Pascal Le Segretain/Getty Images

These comments are not the ones included in today's outpouring of tributes from celebrities and leaders in the fashion industry. No one would expect them to be. Lagerfeld, for all his offensive, outdated beliefs, was best known among his peers for his quirks: his impossibly spoiled cat Choupette, his unapologetic devotion to glamour, glib one-offs like referring to selfies as "electronic masturbation." There are plenty of Lagerfeld quotes that are objectively hilarious: In his 2013 book The World According to Karl, he wrote, "Sweatpants are a sign of defeat. You lost control of your life so you bought some sweatpants."

His willingness to give his honest, albeit often blatantly offensive, opinions on women's bodies certainly endeared him to some. Often described as "irreverent," "larger than life," or "politically incorrect," Lagerfeld's words were, in a twisted way, often just reiterating the beliefs the fashion system is based on.

The truths that went unspoken in the industry — that designers are reluctant to make clothes for larger women because they don't want larger women wearing them, or that they refuse to hire larger models because they think people don't want to see them — came out of Lagerfeld's mouth explicitly. Though he was one of the few who felt strongly enough to say it (and occupied a uniquely untouchable status), he surely wasn't the only fashion designer who didn't want larger women wearing their clothes: The industry itself is practically built around this philosophy.

And despite the fact that he said he "doesn't do internet," Lagerfeld was adept at one of its most useful tactics: that of the troll. Over the course of decades, he implied that almost everything he said was somewhat meaningless. "I have no human feelings," he said in 2007 on how he feels before a fashion show. When asked if he would ever write a memoir, he said, "No memoirs. I have nothing to say, and what I could say, I cannot say," despite possessing one of the most provocative mouths in fashion. In his book, he described himself as a cartoon: "I am like a caricature of myself," he wrote, "and I like that."

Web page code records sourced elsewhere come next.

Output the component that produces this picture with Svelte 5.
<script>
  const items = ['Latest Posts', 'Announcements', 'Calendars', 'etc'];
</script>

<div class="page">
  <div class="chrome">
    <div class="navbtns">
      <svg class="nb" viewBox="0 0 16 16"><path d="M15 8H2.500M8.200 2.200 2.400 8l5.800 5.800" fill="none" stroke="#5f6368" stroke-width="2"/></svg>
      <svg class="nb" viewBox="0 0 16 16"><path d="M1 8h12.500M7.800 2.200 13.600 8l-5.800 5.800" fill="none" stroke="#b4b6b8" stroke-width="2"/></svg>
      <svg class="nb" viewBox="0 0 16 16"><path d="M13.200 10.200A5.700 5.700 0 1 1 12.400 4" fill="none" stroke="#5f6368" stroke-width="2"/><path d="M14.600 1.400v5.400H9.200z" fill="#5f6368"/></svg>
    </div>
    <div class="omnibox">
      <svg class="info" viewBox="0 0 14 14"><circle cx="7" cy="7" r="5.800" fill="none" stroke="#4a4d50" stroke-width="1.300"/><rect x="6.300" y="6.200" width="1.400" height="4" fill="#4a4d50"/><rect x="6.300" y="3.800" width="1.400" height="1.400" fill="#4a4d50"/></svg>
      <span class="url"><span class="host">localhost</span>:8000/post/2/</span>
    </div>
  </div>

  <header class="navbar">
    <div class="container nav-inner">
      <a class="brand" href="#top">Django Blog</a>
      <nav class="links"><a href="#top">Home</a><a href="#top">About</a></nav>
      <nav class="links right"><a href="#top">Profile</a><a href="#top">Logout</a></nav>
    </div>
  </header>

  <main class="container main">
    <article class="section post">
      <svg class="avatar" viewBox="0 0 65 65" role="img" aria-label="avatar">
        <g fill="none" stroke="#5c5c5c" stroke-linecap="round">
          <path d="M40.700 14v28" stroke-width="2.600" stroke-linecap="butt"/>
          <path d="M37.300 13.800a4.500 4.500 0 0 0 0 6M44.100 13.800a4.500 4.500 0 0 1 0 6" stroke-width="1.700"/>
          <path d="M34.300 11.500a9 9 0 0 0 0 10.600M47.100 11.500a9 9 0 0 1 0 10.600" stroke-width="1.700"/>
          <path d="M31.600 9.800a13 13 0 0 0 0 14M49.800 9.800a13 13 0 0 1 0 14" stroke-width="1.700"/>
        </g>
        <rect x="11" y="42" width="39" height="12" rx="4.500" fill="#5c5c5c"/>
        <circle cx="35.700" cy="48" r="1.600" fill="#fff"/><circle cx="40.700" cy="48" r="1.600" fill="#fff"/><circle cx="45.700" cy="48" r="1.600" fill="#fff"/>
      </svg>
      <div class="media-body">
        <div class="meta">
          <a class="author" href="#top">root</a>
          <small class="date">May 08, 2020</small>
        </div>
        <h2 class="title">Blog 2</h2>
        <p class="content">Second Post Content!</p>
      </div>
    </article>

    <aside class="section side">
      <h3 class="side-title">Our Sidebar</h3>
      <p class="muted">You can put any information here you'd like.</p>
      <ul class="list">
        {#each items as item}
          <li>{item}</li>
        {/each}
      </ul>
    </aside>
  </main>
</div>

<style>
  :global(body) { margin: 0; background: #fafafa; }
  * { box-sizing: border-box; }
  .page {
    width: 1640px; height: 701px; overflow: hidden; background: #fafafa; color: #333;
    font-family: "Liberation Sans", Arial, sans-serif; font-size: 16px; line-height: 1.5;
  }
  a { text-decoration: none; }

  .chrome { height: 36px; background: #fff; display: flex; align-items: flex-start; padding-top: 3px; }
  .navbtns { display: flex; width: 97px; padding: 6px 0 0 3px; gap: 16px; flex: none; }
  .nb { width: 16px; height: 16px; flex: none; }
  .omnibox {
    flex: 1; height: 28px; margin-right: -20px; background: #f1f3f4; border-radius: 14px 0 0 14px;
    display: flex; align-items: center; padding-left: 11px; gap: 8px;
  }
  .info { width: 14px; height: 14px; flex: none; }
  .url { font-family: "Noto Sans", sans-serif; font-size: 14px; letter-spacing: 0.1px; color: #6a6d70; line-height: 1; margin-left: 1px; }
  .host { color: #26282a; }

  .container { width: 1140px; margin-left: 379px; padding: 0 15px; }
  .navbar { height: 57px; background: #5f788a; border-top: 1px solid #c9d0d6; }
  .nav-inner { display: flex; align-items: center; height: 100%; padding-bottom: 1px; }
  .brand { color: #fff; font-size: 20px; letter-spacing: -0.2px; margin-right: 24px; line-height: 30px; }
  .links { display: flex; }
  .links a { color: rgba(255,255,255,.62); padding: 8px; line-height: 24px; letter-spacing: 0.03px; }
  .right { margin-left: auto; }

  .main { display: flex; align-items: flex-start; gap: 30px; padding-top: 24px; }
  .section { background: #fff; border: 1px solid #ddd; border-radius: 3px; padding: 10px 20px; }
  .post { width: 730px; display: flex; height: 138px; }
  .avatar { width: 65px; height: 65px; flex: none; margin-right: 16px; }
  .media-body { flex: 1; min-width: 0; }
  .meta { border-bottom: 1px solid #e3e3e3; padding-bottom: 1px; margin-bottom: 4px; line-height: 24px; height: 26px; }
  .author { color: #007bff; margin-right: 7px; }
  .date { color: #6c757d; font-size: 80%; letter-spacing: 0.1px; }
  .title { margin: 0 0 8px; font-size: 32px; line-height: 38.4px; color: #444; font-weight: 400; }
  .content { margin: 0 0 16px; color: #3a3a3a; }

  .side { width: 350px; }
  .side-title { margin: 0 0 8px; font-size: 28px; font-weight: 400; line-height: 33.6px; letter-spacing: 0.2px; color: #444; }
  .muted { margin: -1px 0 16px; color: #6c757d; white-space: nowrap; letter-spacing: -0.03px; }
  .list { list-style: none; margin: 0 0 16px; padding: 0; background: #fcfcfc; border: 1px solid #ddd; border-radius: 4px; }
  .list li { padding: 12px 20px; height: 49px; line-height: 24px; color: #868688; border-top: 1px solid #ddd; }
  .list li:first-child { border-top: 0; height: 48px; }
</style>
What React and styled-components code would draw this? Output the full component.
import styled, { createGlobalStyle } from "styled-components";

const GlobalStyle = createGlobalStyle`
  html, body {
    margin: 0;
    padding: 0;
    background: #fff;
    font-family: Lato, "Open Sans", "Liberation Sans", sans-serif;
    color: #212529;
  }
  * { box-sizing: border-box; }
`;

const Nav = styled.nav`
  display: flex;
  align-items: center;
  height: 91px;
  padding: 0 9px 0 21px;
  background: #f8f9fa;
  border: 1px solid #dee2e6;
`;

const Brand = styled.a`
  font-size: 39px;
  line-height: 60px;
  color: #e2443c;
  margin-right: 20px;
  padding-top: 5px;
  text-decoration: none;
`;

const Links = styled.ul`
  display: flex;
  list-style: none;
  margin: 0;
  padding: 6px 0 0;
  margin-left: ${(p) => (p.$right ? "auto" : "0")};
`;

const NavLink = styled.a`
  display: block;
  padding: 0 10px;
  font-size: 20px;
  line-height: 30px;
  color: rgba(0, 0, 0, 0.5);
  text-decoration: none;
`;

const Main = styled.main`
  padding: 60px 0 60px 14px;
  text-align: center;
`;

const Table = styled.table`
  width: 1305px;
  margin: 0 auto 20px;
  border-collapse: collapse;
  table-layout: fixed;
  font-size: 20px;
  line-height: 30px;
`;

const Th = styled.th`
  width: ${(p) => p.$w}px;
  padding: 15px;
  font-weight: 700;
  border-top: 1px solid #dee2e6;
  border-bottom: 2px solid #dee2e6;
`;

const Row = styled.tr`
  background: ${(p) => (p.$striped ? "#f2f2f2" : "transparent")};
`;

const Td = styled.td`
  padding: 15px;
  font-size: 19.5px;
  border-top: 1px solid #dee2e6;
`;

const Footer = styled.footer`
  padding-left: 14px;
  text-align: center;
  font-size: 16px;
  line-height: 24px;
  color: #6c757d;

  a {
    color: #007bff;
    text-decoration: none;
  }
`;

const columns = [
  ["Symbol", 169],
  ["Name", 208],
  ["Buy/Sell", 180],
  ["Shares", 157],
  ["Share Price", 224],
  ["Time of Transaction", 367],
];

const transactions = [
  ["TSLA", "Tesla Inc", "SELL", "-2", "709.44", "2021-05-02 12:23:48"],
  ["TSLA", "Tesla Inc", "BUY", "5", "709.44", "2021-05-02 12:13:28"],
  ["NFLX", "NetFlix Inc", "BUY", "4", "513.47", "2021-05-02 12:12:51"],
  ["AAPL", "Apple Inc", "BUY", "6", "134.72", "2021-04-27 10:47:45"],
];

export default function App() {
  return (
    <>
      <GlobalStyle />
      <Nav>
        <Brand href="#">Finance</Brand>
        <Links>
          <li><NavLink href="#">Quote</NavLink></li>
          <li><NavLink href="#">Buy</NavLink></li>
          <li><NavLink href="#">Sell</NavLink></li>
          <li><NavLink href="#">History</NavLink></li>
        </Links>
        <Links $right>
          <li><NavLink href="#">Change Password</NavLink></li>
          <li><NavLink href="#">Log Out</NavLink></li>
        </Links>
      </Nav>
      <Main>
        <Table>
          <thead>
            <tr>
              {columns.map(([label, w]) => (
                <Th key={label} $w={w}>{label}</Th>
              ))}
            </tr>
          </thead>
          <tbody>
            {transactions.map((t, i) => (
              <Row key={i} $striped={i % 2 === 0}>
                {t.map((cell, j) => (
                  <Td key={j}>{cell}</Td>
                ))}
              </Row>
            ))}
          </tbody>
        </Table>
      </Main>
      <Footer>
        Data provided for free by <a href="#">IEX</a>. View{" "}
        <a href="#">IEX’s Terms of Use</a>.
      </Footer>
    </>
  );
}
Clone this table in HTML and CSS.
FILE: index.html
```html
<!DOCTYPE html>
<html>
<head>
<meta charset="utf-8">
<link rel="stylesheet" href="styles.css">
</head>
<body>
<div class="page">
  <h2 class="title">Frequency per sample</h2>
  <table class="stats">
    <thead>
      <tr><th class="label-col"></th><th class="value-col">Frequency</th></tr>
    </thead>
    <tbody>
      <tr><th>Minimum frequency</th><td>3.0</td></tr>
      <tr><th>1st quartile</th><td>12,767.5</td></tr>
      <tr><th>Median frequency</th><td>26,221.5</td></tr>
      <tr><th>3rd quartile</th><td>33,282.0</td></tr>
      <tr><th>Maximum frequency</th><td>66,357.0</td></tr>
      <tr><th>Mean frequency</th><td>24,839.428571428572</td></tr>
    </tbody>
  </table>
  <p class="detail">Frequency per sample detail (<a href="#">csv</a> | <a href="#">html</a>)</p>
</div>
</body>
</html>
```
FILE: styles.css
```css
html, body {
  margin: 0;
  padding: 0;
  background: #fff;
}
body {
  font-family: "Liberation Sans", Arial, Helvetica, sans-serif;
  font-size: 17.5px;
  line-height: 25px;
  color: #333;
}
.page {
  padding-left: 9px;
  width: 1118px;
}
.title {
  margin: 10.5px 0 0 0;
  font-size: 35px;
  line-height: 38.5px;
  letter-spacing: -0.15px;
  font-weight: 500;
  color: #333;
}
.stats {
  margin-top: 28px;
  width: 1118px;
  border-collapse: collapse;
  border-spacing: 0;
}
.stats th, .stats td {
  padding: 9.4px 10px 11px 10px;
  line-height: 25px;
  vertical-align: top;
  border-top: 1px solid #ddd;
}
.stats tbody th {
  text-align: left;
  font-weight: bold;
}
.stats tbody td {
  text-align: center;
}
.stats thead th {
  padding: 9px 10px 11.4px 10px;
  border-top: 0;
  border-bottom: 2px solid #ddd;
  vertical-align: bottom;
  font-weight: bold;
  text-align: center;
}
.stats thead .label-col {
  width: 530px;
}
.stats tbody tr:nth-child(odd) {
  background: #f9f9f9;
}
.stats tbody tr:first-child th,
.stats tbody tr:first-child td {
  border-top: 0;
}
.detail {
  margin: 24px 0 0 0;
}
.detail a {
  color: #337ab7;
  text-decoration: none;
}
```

Lagerfeld's wit, however, obscured a cruel and deeply held opinion about the majority of women on earth: that those who don't conform to Lagerfeld's ideal of the female form just aren't worth caring about. One could argue that it is the job of the fashion designer to determine what, and who, is beautiful. But if so, it's a job that Lagerfeld was only ever going to be increasingly unsuited for. His influence on fashion can't be overstated, but in celebrating it, we should reckon with it too. The industry itself is cruel enough as it is.